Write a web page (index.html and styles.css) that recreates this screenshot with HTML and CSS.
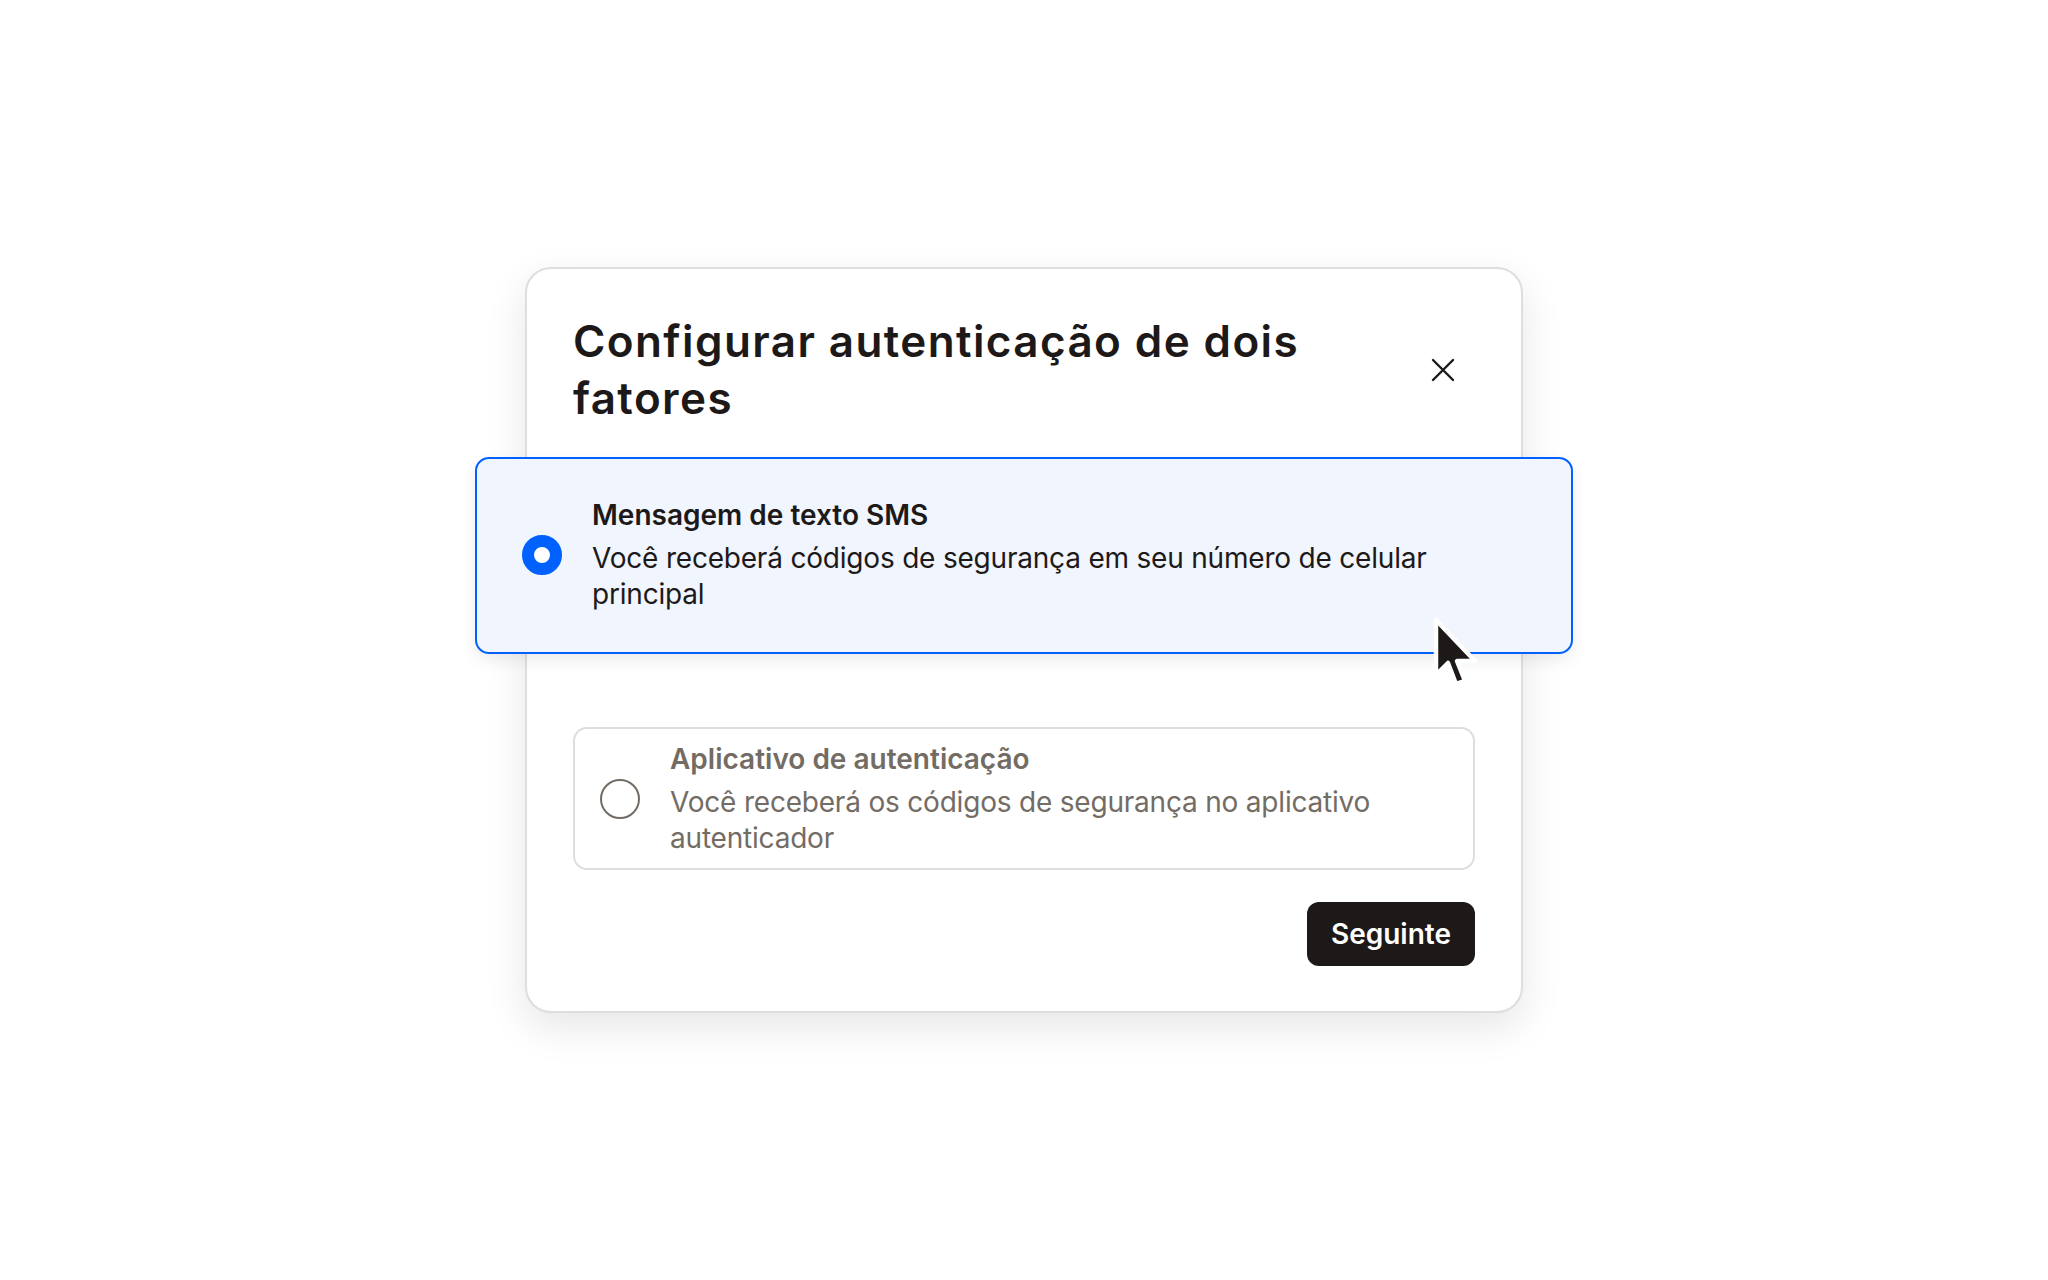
FILE: index.html
```html
<!DOCTYPE html>
<html lang="pt-BR">

<head>
    <meta charset="UTF-8">
    <meta name="viewport" content="width=device-width, initial-scale=1.0">
    <title>Autenticação de dois fatores</title>
    <link rel="stylesheet" href="styles.css">
</head>

<body>
    <div class="stage">
        <div class="dialog">
            <div class="dialog-header">
                <h1 class="dialog-title">Configurar autenticação de dois fatores</h1>
                <button class="close-btn" aria-label="Fechar">
                    <svg width="24" height="24" viewBox="0 0 24 24">
                        <path d="M2 2 L22 22 M22 2 L2 22" stroke="#1e1919" stroke-width="2.4" stroke-linecap="round" fill="none"/>
                    </svg>
                </button>
            </div>

            <!-- selected option, drawn larger than the dialog -->
            <div class="option option-selected">
                <span class="radio radio-on"></span>
                <div class="option-text">
                    <div class="option-name">Mensagem de texto SMS</div>
                    <div class="option-desc">Você receberá códigos de segurança em seu número de celular principal</div>
                </div>
                <svg class="cursor" width="52" height="76" viewBox="0 0 52 76">
                    <path d="M5 5 L5 60 L17 48 L25 69 L34 66 L26 46 L44 46 Z" fill="#1e1919" stroke="#fff" stroke-width="4.5" stroke-linejoin="round"/>
                </svg>
            </div>

            <div class="option option-plain">
                <span class="radio"></span>
                <div class="option-text">
                    <div class="option-name">Aplicativo de autenticação</div>
                    <div class="option-desc">Você receberá os códigos de segurança no aplicativo autenticador</div>
                </div>
            </div>

            <div class="dialog-footer">
                <button class="next-btn">Seguinte</button>
            </div>
        </div>
    </div>
</body>

</html>
```

FILE: styles.css
```css
body {
    background-color: white;
    color: #1e1919;
    font-family: Inter, "Noto Sans", sans-serif;
    margin: 0;
    padding: 0;
}

.stage {
    height: 100vh;
    display: flex;
    align-items: center;
    justify-content: center;
}

.dialog {
    width: 998px;
    box-sizing: border-box;
    background-color: white;
    border: 2px solid #dedede;
    border-radius: 26px;
    padding: 44px 46px 45px 46px;
    box-shadow: 0 14px 40px rgba(0, 0, 0, 0.10);
}

.dialog-header {
    display: flex;
    align-items: center;
    justify-content: space-between;
}

.dialog-title {
    margin: 0;
    font-size: 44px;
    line-height: 57px;
    font-weight: 600;
    letter-spacing: 1.4px;
    max-width: 820px;
}

.close-btn {
    width: 64px;
    height: 64px;
    border: none;
    background: none;
    padding: 0;
    display: flex;
    align-items: center;
    justify-content: center;
    flex-shrink: 0;
}

.option {
    display: flex;
    align-items: center;
    gap: 30px;
    box-sizing: border-box;
}

.option-selected {
    position: relative;
    margin: 30px -98px 0 -98px;
    padding: 38px 97px 40px 45px;
    border: 2px solid #0061fe;
    border-radius: 14px;
    background-color: #f0f5fe;
    box-shadow: 0 6px 16px rgba(0, 0, 0, 0.08);
}

.option-plain {
    margin-top: 73px;
    padding: 12px 25px;
    border: 2px solid #dedede;
    border-radius: 14px;
    color: #736c64;
}

.radio {
    width: 40px;
    height: 40px;
    box-sizing: border-box;
    border-radius: 50%;
    border: 2px solid #736c64;
    flex-shrink: 0;
}

.radio-on {
    border: 12px solid #0061fe;
    background-color: white;
}

.option-text {
    display: flex;
    flex-direction: column;
    gap: 7px;
}

.option-name {
    font-size: 28px;
    line-height: 36px;
    font-weight: 600;
}

.option-desc {
    font-size: 28px;
    line-height: 36px;
    letter-spacing: -0.2px;
}

.cursor {
    position: absolute;
    left: 954px;
    top: 156px;
}

.dialog-footer {
    display: flex;
    justify-content: flex-end;
    margin-top: 32px;
}

.next-btn {
    height: 64px;
    padding: 0 24px;
    border: none;
    border-radius: 12px;
    background-color: #1e1919;
    color: white;
    font-family: Inter, sans-serif;
    font-size: 28px;
    font-weight: 600;
}
```
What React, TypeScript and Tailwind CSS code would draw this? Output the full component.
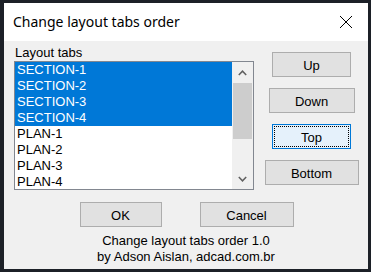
import React from 'react'

const items = [
  { name: 'SECTION-1', selected: true },
  { name: 'SECTION-2', selected: true },
  { name: 'SECTION-3', selected: true },
  { name: 'SECTION-4', selected: true },
  { name: 'PLAN-1', selected: false },
  { name: 'PLAN-2', selected: false },
  { name: 'PLAN-3', selected: false },
  { name: 'PLAN-4', selected: false },
]

const sans = { fontFamily: '"Liberation Sans", Arial, sans-serif' }

function Btn({ label, width, focused = false }: { label: string; width: string; focused?: boolean }) {
  if (focused) {
    return (
      <button className={`${width} h-[25px] border border-[#0078d7] bg-[#e5f1fb] p-[1px] text-[13px] text-black`}>
        <div className="h-full w-full border border-dotted border-black flex items-center justify-center leading-4 pt-[2px]">
          {label}
        </div>
      </button>
    )
  }
  return (
    <button className={`${width} h-[25px] border border-[#adadad] bg-[#e1e1e1] flex items-center justify-center pt-[2px] text-[13px] leading-4 text-black`}>
      {label}
    </button>
  )
}

export default function App() {
  return (
    <div className="w-[371px] h-[272px] bg-[#1c2027] pt-[3px] pl-[4px] pr-[3px] pb-[3px]" style={sans}>
      <div className="w-[364px] h-[266px] flex flex-col">
        {/* title bar */}
        <div className="h-[38px] bg-white flex items-center justify-between pl-[9px] pr-[15px]">
          <span className="text-[14px] leading-5 text-black pb-[1px]" style={{ fontFamily: '"Noto Sans", "Open Sans", sans-serif' }}>
            Change layout tabs order
          </span>
          <svg width="14" height="14" viewBox="0 0 14 14" className="mb-[1px]">
            <path d="M1 1 L13 13 M13 1 L1 13" stroke="#000" strokeWidth="1" fill="none" />
          </svg>
        </div>

        {/* body */}
        <div className="flex-1 bg-[#f0f0f0] flex flex-col">
          <div className="flex">
            <div className="ml-[10px] pt-[4px] w-[240px]">
              <div className="text-[13px] leading-4 text-black pl-[1px]">Layout tabs</div>
              <div className="h-[129px] border border-[#828790] bg-white flex overflow-hidden">
                <div className="w-[217px] flex flex-col">
                  {items.map((it) => (
                    <div
                      key={it.name}
                      className={`h-4 shrink-0 pl-[2px] text-[13px] leading-4 ${it.selected ? 'bg-[#0078d7] text-white' : 'text-black'}`}
                    >
                      {it.name}
                    </div>
                  ))}
                </div>
                <div className="w-[21px] bg-[#f0f0f0] flex flex-col">
                  <div className="h-[21px] flex items-center justify-center">
                    <svg width="9" height="6" viewBox="0 0 9 6">
                      <path d="M0.8 5 L4.5 1.2 L8.2 5" stroke="#606060" strokeWidth="1.5" fill="none" />
                    </svg>
                  </div>
                  <div className="flex-1 px-[1px]">
                    <div className="h-[56px] bg-[#cdcdcd]" />
                  </div>
                  <div className="h-[21px] flex items-center justify-center">
                    <svg width="9" height="6" viewBox="0 0 9 6">
                      <path d="M0.8 1 L4.5 4.8 L8.2 1" stroke="#606060" strokeWidth="1.5" fill="none" />
                    </svg>
                  </div>
                </div>
              </div>
            </div>
            <div className="flex-1 flex flex-col items-center gap-[11px] pt-[11px] pl-[1px]">
              <Btn label="Up" width="w-[79px]" />
              <Btn label="Down" width="w-[86px]" />
              <Btn label="Top" width="w-[79px]" focused />
              <Btn label="Bottom" width="w-[94px]" />
            </div>
          </div>

          <div className="mt-[12px] flex justify-center gap-[38px] pl-[1px]">
            <Btn label="OK" width="w-[82px]" />
            <Btn label="Cancel" width="w-[94px]" />
          </div>

          <div className="mt-[6px] flex flex-col items-center text-[13px] leading-4 text-black">
            <div>Change layout tabs order 1.0</div>
            <div>by Adson Aislan, adcad.com.br</div>
          </div>
        </div>
      </div>
    </div>
  )
}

### What you will do
Keep only those lines of the records that hold "full", and return them.

### Response
What React, TypeScript and Tailwind CSS code would draw this? Output the full component.
        <div className="h-full w-full border border-dotted border-black flex items-center justify-center leading-4 pt-[2px]">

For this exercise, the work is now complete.